- Court: UK Supreme Court
- Citation: [2020] UKSC 13, [2020] AC 973, [2020] 2 WLR 960, [2020] 4 All ER 19, [2020] PNLR 22, (2020) 175 BMLR 1, [2020] PIQR P11, [2020] ICR 893, [2020] Med LR 155, [2020] IRLR 481, [2020] WLR(D) 205, 2020 Rep LR 74

Keywords
- Vicarious liability in English law

= Various Claimants v Barclays Bank plc =

Various Claimants v Barclays Bank plc [2020] UKSC 13, [2020] AC 973 is an English tort law case, concerning vicarious liability in English law.

==Facts==
Dr Bates, a doctor, did medical assessments of potential employees for Barclays from 1968 to 1984. Dr Bates was paid a fee for each report he did, and conducted the assessments in his own home. He was given no retainer fee that could have made him accept further jobs for the bank. Dr Bates sexually assaulted the claimants who argued Barclays was vicariously liable, but died in 2009 thus making recovery from him impossible. In 2012, the police concluded there would have not enough evidence for a criminal prosecution against Bates were he still alive.

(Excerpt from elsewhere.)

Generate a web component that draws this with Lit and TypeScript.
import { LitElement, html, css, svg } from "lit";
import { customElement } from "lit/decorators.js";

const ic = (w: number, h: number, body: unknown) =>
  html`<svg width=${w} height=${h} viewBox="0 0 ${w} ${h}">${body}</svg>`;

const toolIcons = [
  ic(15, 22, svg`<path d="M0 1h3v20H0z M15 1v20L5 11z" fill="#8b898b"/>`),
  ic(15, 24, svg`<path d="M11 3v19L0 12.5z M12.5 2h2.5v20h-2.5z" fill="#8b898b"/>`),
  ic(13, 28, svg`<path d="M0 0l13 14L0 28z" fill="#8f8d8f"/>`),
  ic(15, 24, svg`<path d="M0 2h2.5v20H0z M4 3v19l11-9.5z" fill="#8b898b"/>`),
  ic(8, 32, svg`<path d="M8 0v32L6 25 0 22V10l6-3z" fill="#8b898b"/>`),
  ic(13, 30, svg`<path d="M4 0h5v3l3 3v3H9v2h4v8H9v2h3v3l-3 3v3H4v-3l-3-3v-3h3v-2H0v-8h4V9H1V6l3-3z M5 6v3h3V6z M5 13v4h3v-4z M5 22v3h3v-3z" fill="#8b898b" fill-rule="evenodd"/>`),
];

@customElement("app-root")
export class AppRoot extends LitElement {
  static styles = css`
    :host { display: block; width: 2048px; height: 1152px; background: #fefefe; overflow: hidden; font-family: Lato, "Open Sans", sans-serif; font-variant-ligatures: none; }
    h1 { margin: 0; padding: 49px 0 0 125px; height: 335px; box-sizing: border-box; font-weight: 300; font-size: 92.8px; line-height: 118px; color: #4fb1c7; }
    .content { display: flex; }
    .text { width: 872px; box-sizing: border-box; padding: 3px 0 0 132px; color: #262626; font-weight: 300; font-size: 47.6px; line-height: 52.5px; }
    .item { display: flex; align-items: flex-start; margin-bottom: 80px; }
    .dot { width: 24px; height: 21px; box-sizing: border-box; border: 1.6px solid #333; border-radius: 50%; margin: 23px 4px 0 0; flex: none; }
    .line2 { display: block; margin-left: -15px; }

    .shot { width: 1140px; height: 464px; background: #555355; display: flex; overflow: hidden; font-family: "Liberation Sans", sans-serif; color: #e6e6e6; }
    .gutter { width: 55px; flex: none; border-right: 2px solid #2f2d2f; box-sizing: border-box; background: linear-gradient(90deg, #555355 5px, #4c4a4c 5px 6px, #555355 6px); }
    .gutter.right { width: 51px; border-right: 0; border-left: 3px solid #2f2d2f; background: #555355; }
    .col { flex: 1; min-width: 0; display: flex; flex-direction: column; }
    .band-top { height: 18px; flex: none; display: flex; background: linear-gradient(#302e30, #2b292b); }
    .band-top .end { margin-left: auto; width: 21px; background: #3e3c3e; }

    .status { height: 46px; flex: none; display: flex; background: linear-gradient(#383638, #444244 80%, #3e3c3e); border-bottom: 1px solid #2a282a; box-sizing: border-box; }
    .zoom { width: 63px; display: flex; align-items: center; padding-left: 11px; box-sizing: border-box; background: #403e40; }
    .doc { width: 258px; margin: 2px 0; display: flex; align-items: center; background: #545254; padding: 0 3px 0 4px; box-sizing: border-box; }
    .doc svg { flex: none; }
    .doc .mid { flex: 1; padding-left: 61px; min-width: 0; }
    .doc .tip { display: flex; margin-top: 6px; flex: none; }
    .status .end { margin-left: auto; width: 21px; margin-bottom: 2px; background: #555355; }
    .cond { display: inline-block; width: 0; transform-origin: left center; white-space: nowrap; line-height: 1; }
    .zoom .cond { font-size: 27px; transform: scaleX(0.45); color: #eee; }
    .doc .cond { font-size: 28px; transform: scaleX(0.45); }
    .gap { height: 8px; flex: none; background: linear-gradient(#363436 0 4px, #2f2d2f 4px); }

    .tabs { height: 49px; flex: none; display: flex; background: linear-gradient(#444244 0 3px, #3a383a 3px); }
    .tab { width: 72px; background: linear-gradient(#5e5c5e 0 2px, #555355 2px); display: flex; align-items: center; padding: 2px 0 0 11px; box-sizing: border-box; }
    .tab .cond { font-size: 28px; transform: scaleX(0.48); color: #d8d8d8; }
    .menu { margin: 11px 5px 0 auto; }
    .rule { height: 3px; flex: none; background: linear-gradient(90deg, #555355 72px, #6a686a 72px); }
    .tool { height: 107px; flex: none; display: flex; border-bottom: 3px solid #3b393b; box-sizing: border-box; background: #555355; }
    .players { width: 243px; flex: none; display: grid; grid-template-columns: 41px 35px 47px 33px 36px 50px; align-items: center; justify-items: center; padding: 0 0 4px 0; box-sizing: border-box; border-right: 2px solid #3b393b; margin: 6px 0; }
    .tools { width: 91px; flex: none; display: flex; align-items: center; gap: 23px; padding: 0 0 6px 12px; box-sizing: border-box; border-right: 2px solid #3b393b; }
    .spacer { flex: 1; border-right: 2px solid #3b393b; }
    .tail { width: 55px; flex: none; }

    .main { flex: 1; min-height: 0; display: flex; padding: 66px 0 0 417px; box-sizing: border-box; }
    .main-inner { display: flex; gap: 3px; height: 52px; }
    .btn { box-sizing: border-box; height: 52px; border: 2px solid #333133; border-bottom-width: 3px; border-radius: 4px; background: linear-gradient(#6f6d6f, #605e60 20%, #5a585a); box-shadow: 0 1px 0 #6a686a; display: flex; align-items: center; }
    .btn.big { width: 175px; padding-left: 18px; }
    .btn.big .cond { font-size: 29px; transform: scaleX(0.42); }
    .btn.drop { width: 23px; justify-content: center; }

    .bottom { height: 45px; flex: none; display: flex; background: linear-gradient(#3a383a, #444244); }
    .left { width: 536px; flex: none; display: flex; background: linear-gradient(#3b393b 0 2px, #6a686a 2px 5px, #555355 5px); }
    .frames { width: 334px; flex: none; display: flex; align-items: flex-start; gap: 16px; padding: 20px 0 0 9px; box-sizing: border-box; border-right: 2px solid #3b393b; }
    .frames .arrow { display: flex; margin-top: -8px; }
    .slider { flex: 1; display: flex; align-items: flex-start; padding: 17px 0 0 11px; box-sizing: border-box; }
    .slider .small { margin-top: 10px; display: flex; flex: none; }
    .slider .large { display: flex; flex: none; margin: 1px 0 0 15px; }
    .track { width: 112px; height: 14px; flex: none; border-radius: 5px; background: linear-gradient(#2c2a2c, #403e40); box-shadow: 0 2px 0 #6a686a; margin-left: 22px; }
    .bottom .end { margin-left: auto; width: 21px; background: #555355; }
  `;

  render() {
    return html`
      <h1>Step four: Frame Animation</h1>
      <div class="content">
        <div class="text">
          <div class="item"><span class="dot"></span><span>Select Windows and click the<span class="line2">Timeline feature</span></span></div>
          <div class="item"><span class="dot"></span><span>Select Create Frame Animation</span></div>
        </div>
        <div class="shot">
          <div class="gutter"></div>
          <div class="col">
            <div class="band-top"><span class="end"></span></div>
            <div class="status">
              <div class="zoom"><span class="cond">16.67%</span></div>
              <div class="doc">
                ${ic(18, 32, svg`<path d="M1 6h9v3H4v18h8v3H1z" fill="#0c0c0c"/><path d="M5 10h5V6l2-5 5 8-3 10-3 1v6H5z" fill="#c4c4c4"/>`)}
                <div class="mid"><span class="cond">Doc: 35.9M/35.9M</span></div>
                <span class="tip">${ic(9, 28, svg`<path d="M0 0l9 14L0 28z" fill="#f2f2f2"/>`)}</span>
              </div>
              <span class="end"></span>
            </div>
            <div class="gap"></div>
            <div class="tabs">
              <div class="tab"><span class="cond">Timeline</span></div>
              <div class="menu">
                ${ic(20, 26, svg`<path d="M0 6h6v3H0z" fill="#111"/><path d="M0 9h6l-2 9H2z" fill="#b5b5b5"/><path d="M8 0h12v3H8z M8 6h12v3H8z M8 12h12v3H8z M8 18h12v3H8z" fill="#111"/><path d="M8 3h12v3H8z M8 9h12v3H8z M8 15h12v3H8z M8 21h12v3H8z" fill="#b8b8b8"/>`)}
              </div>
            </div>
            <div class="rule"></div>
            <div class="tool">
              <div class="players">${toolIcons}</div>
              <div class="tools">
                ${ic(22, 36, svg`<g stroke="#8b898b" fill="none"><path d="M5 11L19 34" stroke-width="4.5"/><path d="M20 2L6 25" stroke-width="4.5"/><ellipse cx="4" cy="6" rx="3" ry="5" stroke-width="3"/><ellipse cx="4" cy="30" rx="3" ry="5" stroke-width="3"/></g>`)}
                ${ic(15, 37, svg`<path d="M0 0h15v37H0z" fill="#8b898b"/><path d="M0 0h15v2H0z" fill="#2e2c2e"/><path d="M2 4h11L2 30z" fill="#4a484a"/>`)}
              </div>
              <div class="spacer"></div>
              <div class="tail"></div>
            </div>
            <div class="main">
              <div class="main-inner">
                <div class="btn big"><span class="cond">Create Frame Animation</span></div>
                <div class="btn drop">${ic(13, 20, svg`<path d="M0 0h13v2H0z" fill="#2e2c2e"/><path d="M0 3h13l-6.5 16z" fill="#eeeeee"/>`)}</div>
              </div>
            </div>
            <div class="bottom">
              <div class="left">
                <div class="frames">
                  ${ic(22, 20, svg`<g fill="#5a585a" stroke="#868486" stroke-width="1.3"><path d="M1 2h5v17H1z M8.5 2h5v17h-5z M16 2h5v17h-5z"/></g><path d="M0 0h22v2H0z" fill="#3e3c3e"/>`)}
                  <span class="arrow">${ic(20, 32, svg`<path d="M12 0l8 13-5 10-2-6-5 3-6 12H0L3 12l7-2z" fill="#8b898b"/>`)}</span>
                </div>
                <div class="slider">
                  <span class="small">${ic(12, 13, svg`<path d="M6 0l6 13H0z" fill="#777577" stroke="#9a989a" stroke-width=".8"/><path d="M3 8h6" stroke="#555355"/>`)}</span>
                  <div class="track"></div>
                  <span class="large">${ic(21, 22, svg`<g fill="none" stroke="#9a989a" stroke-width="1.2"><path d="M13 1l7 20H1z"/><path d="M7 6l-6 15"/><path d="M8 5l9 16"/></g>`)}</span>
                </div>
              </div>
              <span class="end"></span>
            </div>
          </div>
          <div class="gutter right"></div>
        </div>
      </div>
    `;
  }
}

At first instance, the High Court held Barclays was vicariously liable. The Court of Appeal dismissed the bank’s appeal.

==Judgment==
The Supreme Court allowed the bank’s appeal and held a doctor was a contractor, not an employee. The bank was not vicariously liable.

==Significance==

For a number of years before the decision in Barclays, the application of vicarious liability had been expanded both in terms of the type of tortious activity that could be considered within the scope of employment, and the type of relationships that could give rise to a relationship akin to employment (for instance, religious bodies in the context of sexual abuse as in Catholic Child Welfare Society v Institute of the Brothers of the Christian Schools). The decision by the Supreme Court rejected the extension of vicarious liability to genuine independent contractors. The decision was applied by the Court of Appeal in Hughes v Rattan.